» Data lines:
○ ○ ○ ○ ○
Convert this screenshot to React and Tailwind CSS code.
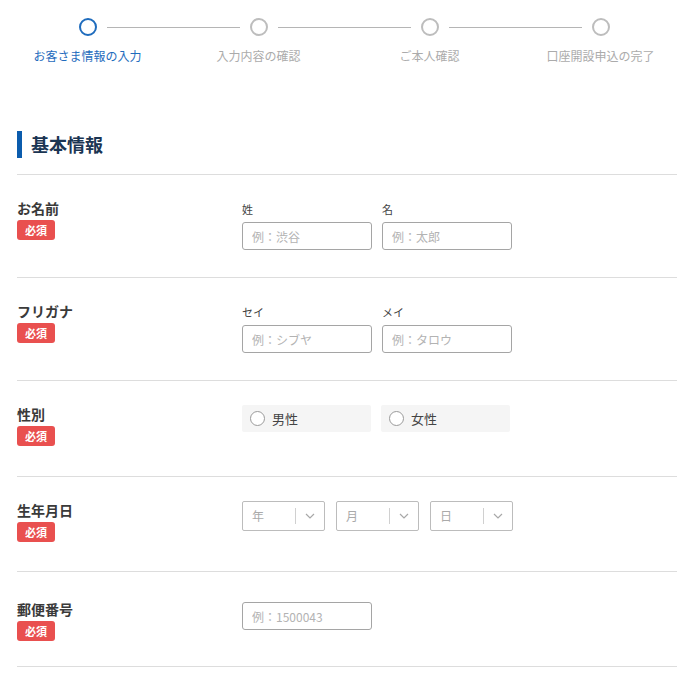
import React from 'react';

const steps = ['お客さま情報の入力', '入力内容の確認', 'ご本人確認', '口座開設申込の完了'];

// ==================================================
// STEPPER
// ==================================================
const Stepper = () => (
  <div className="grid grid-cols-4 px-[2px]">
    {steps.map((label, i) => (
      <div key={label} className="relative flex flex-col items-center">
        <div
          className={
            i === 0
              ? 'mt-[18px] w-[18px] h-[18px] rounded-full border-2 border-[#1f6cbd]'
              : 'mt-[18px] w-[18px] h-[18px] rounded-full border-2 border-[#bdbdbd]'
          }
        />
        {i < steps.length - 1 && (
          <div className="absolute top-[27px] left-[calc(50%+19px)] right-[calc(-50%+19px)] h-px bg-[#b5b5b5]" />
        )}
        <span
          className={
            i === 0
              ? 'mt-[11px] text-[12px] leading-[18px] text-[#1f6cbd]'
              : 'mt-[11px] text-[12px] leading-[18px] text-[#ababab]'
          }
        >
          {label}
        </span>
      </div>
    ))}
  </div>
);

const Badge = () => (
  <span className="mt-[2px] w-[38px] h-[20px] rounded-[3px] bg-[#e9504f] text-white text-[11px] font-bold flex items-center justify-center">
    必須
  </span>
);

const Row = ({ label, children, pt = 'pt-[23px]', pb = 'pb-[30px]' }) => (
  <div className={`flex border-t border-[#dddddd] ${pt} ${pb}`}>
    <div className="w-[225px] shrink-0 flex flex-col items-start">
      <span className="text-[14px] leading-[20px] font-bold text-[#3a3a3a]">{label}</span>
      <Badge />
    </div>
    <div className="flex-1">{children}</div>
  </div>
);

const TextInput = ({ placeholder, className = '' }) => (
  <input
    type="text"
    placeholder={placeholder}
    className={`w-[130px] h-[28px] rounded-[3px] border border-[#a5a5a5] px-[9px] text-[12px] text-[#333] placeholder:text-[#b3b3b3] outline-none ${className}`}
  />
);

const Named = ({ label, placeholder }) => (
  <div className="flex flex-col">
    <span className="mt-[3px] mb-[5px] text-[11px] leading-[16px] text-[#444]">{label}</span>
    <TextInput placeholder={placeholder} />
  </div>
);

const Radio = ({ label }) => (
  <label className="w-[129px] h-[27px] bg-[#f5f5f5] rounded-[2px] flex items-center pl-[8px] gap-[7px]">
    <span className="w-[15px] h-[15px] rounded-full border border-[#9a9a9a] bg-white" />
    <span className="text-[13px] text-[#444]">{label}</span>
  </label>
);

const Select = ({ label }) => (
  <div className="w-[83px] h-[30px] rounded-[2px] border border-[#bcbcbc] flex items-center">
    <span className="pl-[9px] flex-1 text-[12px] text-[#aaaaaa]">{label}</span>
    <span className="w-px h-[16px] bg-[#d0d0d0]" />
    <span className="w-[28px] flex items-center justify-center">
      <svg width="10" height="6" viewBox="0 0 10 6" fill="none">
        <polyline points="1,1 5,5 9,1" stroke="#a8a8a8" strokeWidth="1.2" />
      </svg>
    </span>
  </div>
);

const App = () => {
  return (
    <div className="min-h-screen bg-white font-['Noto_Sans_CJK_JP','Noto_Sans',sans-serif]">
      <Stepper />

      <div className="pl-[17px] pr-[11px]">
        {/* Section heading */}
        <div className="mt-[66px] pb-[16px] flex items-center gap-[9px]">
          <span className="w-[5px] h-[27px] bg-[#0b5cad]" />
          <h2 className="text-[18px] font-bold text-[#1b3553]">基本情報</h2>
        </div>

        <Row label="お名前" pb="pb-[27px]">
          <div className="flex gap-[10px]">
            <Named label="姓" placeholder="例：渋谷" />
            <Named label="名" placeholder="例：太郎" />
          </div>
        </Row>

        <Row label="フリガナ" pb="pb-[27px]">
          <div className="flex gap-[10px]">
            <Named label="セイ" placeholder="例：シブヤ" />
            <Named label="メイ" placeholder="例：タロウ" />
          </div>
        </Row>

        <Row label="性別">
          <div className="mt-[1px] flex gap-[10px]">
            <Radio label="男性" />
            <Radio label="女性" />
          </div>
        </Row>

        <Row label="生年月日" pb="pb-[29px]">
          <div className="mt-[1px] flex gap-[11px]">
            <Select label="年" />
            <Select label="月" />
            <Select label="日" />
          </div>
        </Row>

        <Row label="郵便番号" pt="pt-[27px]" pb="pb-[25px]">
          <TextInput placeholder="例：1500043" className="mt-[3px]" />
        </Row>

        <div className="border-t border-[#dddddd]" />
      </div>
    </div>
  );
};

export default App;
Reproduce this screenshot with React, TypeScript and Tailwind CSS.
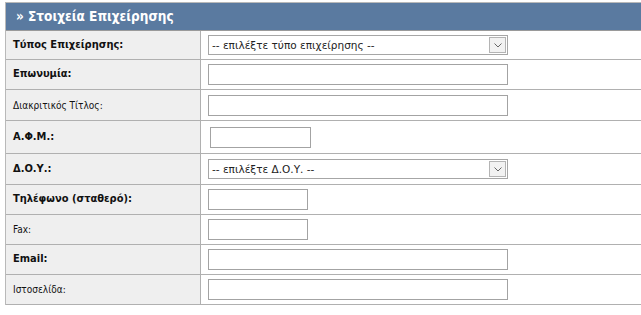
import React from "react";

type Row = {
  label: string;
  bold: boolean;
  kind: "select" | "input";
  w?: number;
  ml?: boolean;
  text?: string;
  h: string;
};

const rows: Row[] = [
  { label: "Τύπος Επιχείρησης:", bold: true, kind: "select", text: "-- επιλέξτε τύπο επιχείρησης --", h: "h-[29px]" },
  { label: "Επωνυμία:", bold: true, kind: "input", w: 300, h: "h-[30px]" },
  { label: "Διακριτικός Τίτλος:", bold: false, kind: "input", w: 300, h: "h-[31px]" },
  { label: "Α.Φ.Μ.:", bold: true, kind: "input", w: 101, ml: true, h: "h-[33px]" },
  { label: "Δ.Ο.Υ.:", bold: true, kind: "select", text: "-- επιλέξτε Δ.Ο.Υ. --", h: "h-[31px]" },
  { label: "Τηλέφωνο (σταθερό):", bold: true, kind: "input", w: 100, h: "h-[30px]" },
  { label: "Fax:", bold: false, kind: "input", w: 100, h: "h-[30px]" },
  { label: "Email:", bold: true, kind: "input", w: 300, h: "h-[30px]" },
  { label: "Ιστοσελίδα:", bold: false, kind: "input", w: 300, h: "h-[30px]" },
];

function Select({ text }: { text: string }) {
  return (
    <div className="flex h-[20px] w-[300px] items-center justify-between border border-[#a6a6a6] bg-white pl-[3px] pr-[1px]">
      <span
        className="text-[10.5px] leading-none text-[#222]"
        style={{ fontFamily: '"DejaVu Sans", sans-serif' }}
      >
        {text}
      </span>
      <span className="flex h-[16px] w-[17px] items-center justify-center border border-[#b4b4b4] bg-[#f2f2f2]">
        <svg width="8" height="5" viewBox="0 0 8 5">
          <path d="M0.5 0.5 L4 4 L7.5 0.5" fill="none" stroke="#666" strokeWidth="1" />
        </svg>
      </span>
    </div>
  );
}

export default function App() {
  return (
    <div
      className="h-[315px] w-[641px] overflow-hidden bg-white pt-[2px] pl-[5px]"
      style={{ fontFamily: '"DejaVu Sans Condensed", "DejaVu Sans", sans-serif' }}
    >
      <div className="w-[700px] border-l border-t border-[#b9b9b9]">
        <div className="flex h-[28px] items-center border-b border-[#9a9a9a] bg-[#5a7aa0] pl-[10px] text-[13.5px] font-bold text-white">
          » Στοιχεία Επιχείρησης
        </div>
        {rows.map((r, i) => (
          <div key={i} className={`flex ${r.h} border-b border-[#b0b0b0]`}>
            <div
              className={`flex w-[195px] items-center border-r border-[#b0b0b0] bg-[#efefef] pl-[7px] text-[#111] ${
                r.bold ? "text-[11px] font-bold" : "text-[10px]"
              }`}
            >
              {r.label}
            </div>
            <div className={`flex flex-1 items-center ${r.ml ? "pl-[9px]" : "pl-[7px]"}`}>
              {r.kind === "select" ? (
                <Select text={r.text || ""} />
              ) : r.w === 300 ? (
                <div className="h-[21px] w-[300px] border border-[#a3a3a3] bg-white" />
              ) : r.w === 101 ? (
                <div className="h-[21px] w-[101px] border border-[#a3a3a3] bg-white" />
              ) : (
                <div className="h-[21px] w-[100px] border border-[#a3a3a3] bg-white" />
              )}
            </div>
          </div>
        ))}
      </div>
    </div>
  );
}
○ ○ ○ ○ ○
» What is asked:
Search the lines for the string "this" and copy every line that has it.

» Reply:
Convert this screenshot to React and Tailwind CSS code.
Reproduce this screenshot with React, TypeScript and Tailwind CSS.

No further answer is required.